ATLANTIS
GABRIEL VALANSI
Sept 27 - Nov 20, 2025

IN SEARCH OF ATLANTIS
For decades—centuries, even—whether inspired by noble intentions or by the most dubious motives, theosophists and occultists, mystics and pseudo-scientists, charlatans and conspiracy theorists alike have fueled popular fascination with Atlantis: a supposed ancient yet highly advanced civilization, tragically lost to the depths of the sea.
At least one element of that legend resonates powerfully today: the Atlanteans are said to have perished through the unchecked expansion of their own technology.
After a long succession of frustrated attempts—near the Bosphorus, off the Strait of Gibraltar, by the Azores, or in the Gulf of Laconia—the ruins of Atlantis’s prodigious constructions have, at last, been revealed.
They were not hidden on the seabed, nor at the ocean floor, nor beneath the waves of the Mediterranean.
Instead, the traces of this archetype of the “lost city” have surfaced within the fissures of a contemporary process of trans-codification: in the residual glitches of three-dimensional printing—caused by electronic errors or micro mechanical failures—Gabriel Valansi has unearthed Atlantis.
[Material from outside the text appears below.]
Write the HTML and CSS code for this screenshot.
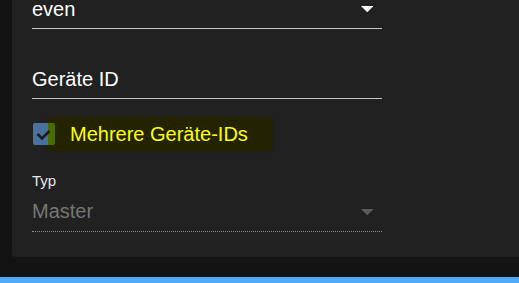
FILE: index.html
```html
<!DOCTYPE html>
<html lang="de">
<head>
<meta charset="utf-8">
<title>Geräte</title>
<link rel="stylesheet" href="styles.css">
</head>
<body>
<div class="page">
  <div class="card">
    <div class="field field-select">
      <span class="value">even</span>
      <svg class="arrow" viewBox="7 10 10 5" width="12.5" height="6.25"><path d="M7 10l5 5 5-5z" fill="#ffffff"/></svg>
    </div>
    <div class="field field-text">
      <span class="value">Geräte ID</span>
    </div>
    <div class="check-row">
      <span class="checkbox">
        <svg viewBox="0 0 22 22" width="22" height="22"><polyline points="4.5,11 9,15.5 16.5,8" fill="none" stroke="#1c1c1c" stroke-width="2.6"/></svg>
      </span>
      <span class="check-label">Mehrere Geräte-IDs</span>
    </div>
    <div class="small-label">Typ</div>
    <div class="field field-disabled">
      <span class="value">Master</span>
      <svg class="arrow arrow-disabled" viewBox="7 10 10 5" width="12.5" height="6.25"><path d="M7 10l5 5 5-5z" fill="#5c5c5c"/></svg>
    </div>
  </div>
  <div class="bar"></div>
</div>
</body>
</html>
```

FILE: styles.css
```css
html, body {
  margin: 0;
  padding: 0;
  background: #131313;
  overflow: hidden;
  font-family: "Liberation Sans", Arial, sans-serif;
}

.page {
  height: 283px;
  overflow: hidden;
}

.card {
  margin: -20px -10px 0 12px;
  padding: 20px 0 25px 20px;
  background: #212121;
  border-radius: 4px;
}

.field {
  position: relative;
  width: 350px;
  font-size: 20px;
  line-height: 24px;
  color: #ffffff;
  padding-bottom: 7px;
  border-bottom: 1px solid #c4c4c4;
}

.field-select {
  line-height: 18px;
  padding-bottom: 10px;
}

.field-text {
  margin-top: 38px;
}

.arrow {
  position: absolute;
  right: 9px;
  top: 6px;
  display: block;
}

.check-row {
  margin-top: 23px;
  height: 24px;
  display: flex;
  align-items: center;
  position: relative;
  isolation: isolate;
}

.checkbox {
  width: 22px;
  height: 22px;
  margin-left: 1px;
  border-radius: 2px;
  background: linear-gradient(to right, #4a72a0 0 15px, #4a6b00 15px);
  display: block;
  position: relative;
  z-index: 1;
}

.checkbox svg {
  display: block;
}

.check-label {
  margin-left: 15px;
  font-size: 20px;
  line-height: 24px;
  color: #ffff00;
  position: relative;
}

.check-label::before {
  content: "";
  position: absolute;
  left: -22px;
  right: -23px;
  top: -4px;
  bottom: -4px;
  background: #242300;
  border-radius: 3px;
  box-shadow: 0 0 3px 1px #242300;
  z-index: -1;
}

.small-label {
  margin-top: 26px;
  font-size: 15px;
  line-height: 18px;
  color: #e6e6e6;
}

.field-disabled {
  margin-top: 9px;
  padding-bottom: 8px;
  color: #767676;
  border-bottom: 1px dotted #8a8a8a;
}

.arrow-disabled {
  top: 10px;
}

.bar {
  margin-top: 20px;
  height: 10px;
  background: #50abf5;
}
```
“The original matrix of computer science,” writes Éric Sadin, “maintains a furtive connection with the Kabbalah, which sees in texts or phenomena the possibility of being entirely transcribed — or ‘trans-codified’ — into numbers, to unravel them or reorder them according to their fundamental components.”
Undeniably, something mystical and enigmatic also haunts the cracks of this contemporary Gematria, which mathematically transposes objects to command their reproduction.
Each fault in transduction gives rise to strange, spectral forms — fragments of an impossible culture, ominous yet strikingly beautiful.
Florencio Noceti
Gabriel Valansi is a visual artist and photographer whose practice spans video, installation, and photography. He has represented Argentina in international biennials such as Ushuaia (2001) and La Habana (2003, 2012), and has received awards including Artist of the Year from the Argentine Association of Art Critics (2001) and the OSDE Foundation Award for Visual Arts (2005). His work has been exhibited across Argentina, Europe, the United States, and Latin America, and is held in major public collections such as the Museum of Fine Arts (Houston, USA), the Bibliothèque Nationale (Paris, France), the Museum of Modern Art (São Paulo and Rio de Janeiro, Brazil), Casa de las Américas (Havana, Cuba), and key Argentine institutions including MAMBA, MACRO, and the Emilio Caraffa Museum.